Brightest FBOT 'Whippet' likely a black hole eating a stripped massive star
Mar 16th 2026
AT2024wpp, nicknamed the Whippet, outshone previous fast blue optical transients and new multiwavelength observations match a stripped massive star being consumed by a black hole, with a rare late-time X-ray flare likely from fallback material.
- AT2024wpp, nicknamed the Whippet, is the brightest fast blue optical transient observed, about 10 times brighter than AT2018cow.
- The flash was discovered by the Zwicky Transient Observatory in late 2024 and followed up with Swift X-Ray Telescope and the Australia Telescope Compact Array.
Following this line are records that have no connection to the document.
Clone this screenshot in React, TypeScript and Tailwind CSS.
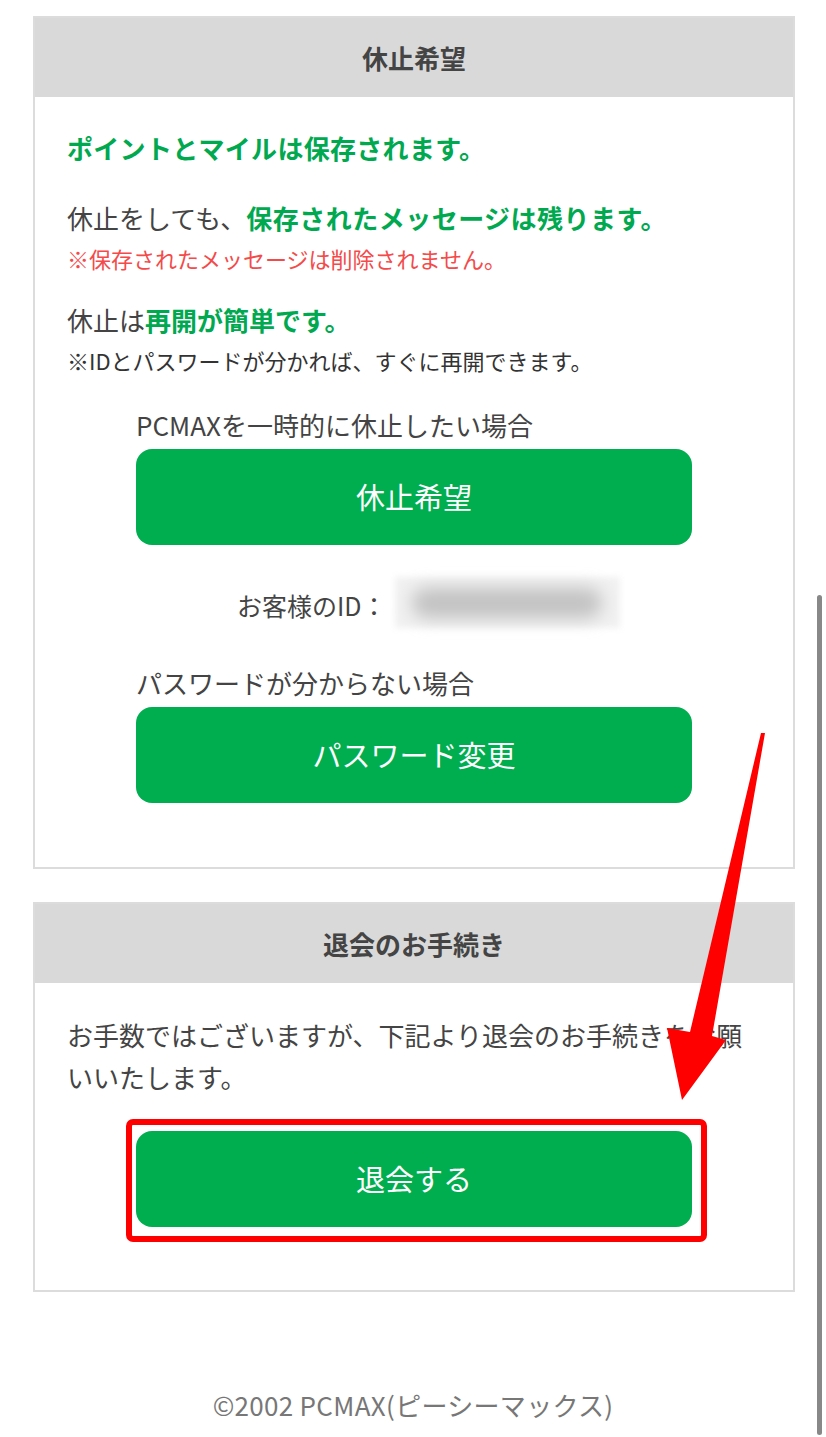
import type { ReactNode } from "react";

const font = {
  fontFamily: '"Noto Sans CJK JP", "Noto Sans", sans-serif',
};

function Panel({ title, children }: { title: string; children: ReactNode }) {
  return (
    <section className="ml-[33px] w-[762px] border-2 border-[#dcdcdc] bg-white">
      <h2 className="flex h-[79px] items-center justify-center bg-[#d9d9d9] text-[26px] font-bold text-[#444]">
        {title}
      </h2>
      {children}
    </section>
  );
}

function GreenButton({ label }: { label: string }) {
  return (
    <button
      type="button"
      className="flex h-[96px] w-[556px] items-center justify-center rounded-[16px] bg-[#00ae50] text-[29px] text-white"
    >
      {label}
    </button>
  );
}

export default function App() {
  return (
    <div
      className="relative h-[1437px] w-[826px] overflow-hidden bg-white pt-[16px] text-[#444]"
      style={font}
    >
      <Panel title="休止希望">
        <div className="px-[32px] pt-[31px] pb-[64px]">
          <p className="text-[26px] leading-[40px] font-bold tracking-[0.3px] text-[#00a94f]">
            ポイントとマイルは保存されます。
          </p>
          <p className="mt-[30px] text-[26px] leading-[40px]">
            休止をしても、
            <span className="font-bold tracking-[0.5px] text-[#00a94f]">
              保存されたメッセージは残ります。
            </span>
          </p>
          <p className="text-[22px] leading-[40px] text-[#f44a4a]">
            ※保存されたメッセージは削除されません。
          </p>
          <p className="mt-[22px] text-[26px] leading-[40px]">
            休止は
            <span className="font-bold text-[#00a94f]">再開が簡単です。</span>
          </p>
          <p className="pt-[2px] text-[22px] leading-[36px] text-[#333]">
            ※IDとパスワードが分かれば、すぐに再開できます。
          </p>

          <div className="mt-[27px] flex flex-col items-center">
            <div className="w-[556px]">
              <p className="text-[26px] leading-[40px]">
                PCMAXを一時的に休止したい場合
              </p>
              <div className="mt-[4px]">
                <GreenButton label="休止希望" />
              </div>
            </div>
          </div>

          <div className="mt-[32px] flex h-[51px] items-center pl-[170px]">
            <span className="pt-[6px] text-[25px]">お客様のID：</span>
            <div className="ml-[8px] flex h-[51px] w-[225px] items-center justify-center bg-[#f1f1f1] blur-[3px]">
              <div className="h-[30px] w-[190px] rounded-full bg-[#c2c2c2] blur-[8px]" />
            </div>
          </div>

          <div className="mt-[35px] flex flex-col items-center">
            <div className="w-[556px]">
              <p className="text-[26px] leading-[40px]">
                パスワードが分からない場合
              </p>
              <div className="mt-[4px]">
                <GreenButton label="パスワード変更" />
              </div>
            </div>
          </div>
        </div>
      </Panel>

      <div className="mt-[33px]">
        <Panel title="退会のお手続き">
          <div className="px-[32px] pt-[31px] pb-[63px]">
            <p className="text-[26px] leading-[42px]">
              お手数ではございますが、下記より退会のお手続きをお願いいたします。
            </p>
            <div className="mt-[33px] flex justify-center">
              <div className="relative">
                <GreenButton label="退会する" />
                <div className="pointer-events-none absolute top-[-12px] right-[-15px] bottom-[-15px] left-[-10px] rounded-[7px] border-[6px] border-[#ff0000]" />
              </div>
            </div>
          </div>
        </Panel>
      </div>

      <p className="mt-[93px] text-center text-[26px] leading-[40px] tracking-[0.3px] text-[#777]">
        ©2002 PCMAX(ピーシーマックス)
      </p>

      {/* pointer arrow down to the withdraw button */}
      <svg
        className="pointer-events-none absolute top-0 left-0"
        width="826"
        height="1437"
        viewBox="0 0 826 1437"
      >
        <polygon
          points="761,733 765,733 712,1036 726,1040 682,1100 667,1028 690,1032"
          fill="#ff0000"
        />
      </svg>

      {/* scrollbar thumb */}
      <div className="absolute top-[595px] right-[4px] h-[840px] w-[5px] rounded-full bg-[#888]" />
    </div>
  );
}
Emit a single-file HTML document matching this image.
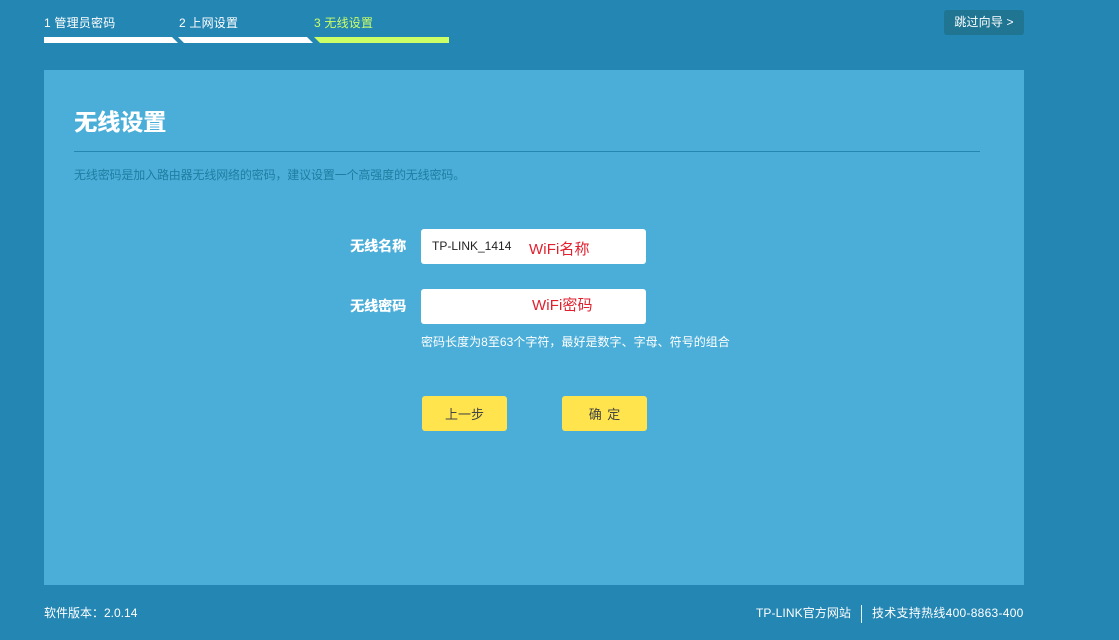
<!DOCTYPE html>
<html lang="zh-CN">
<head>
<meta charset="utf-8">
<title>无线设置</title>
<style>
html,body{margin:0;padding:0}
body{width:1119px;height:640px;overflow:hidden;position:relative;background:#2386b3;font-family:"Liberation Sans","Noto Sans CJK SC",sans-serif;font-size:12px;color:#fff}
.t{position:absolute;white-space:nowrap;line-height:16px}
.panel{position:absolute;left:44px;top:70px;width:980px;height:515px;background:#4aaed9}
.line{position:absolute;left:74px;top:151px;width:906px;height:1px;background:#2386b3}
.input{position:absolute;left:421px;width:225px;height:35px;background:#fff;border-radius:3px}
.btn{position:absolute;top:396px;width:85px;height:35px;background:#ffe44d;border-radius:3px;color:#444;text-align:center;line-height:37px;font-size:13px}
.skip{position:absolute;left:944px;top:10px;width:80px;height:25px;background:#1f7592;border-radius:3px;line-height:25px;text-align:center;font-size:12px;letter-spacing:.15px}
.red{color:#e0202e;font-size:15px;line-height:20px;letter-spacing:.1px}
.sep{position:absolute;left:861px;top:605px;width:1px;height:18px;background:#e4f3fa}
.b{text-shadow:.4px 0 0 #fff}
</style>
</head>
<body>
<div class="t" style="left:44px;top:15px;letter-spacing:.2px">1 管理员密码</div>
<div class="t" style="left:179px;top:15px;letter-spacing:.2px">2 上网设置</div>
<div class="t" style="left:314px;top:15px;letter-spacing:.2px;color:#ccff66">3 无线设置</div>
<svg style="position:absolute;left:0;top:0" width="460" height="50">
<polygon points="44,37 172,37 178,43 44,43" fill="#fff"/>
<polygon points="178,37 307,37 313,43 184,43" fill="#fff"/>
<polygon points="314,37 449,37 449,43 320,43" fill="#ccff66"/>
</svg>
<div class="skip">跳过向导 &gt;</div>
<div class="panel"></div>
<div class="t b" style="left:74px;top:107px;font-size:23px;line-height:30px;font-weight:bold;text-shadow:.5px 0 0 #fff">无线设置</div>
<div class="line"></div>
<div class="t" style="left:74px;top:167px;color:#1f7d9f;letter-spacing:-.15px">无线密码是加入路由器无线网络的密码，建议设置一个高强度的无线密码。</div>
<div class="t b" style="left:350px;top:238px;font-size:14px;font-weight:bold">无线名称</div>
<div class="input" style="top:229px"></div>
<div class="t" style="left:432px;top:238px;color:#222">TP-LINK_1414</div>
<div class="t red" style="left:529px;top:240px">WiFi名称</div>
<div class="t b" style="left:350px;top:298px;font-size:14px;font-weight:bold">无线密码</div>
<div class="input" style="top:289px"></div>
<div class="t red" style="left:532px;top:296px">WiFi密码</div>
<div class="t" style="left:421px;top:334px;letter-spacing:.03px">密码长度为8至63个字符，最好是数字、字母、符号的组合</div>
<div class="btn" style="left:422px">上一步</div>
<div class="btn" style="left:562px;font-size:13px;word-spacing:2px">确 定</div>
<div class="t" style="left:44px;top:605px;font-size:12px">软件版本：2.0.14</div>
<div class="t" style="left:756px;top:605px;letter-spacing:.1px">TP-LINK官方网站</div>
<div class="sep"></div>
<div class="t" style="left:872px;top:605px;letter-spacing:.27px">技术支持热线400-8863-400</div>
</body>
</html>
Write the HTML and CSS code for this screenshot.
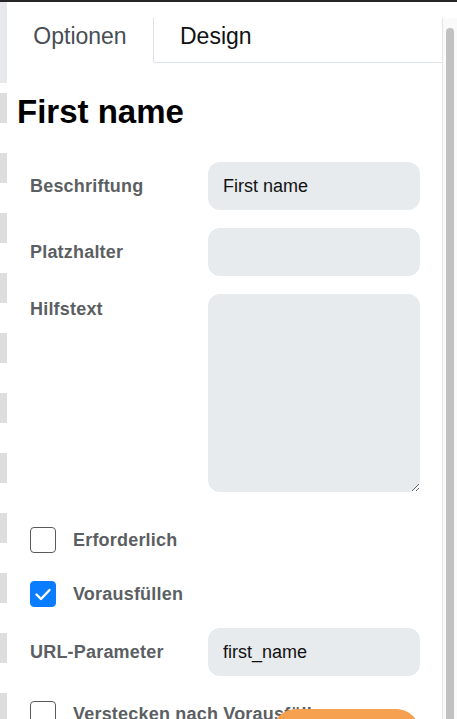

- Spectra indicate temperatures more than six times the Sun's surface and ejecta moving at about 0.2 times the speed of light.
- About a month after the initial burst, a separate X-ray flare appeared, the first such late-time X-ray feature seen in an FBOT.
- Jialian Liu and collaborators interpret the data as a Wolf-Rayet star of more than 30 solar masses being devoured by a roughly 15 solar mass black hole, with fallback material causing the X-ray flare.
- The event is located in a young galaxy where short-lived massive stars are common, which supports the Wolf-Rayet plus black hole scenario.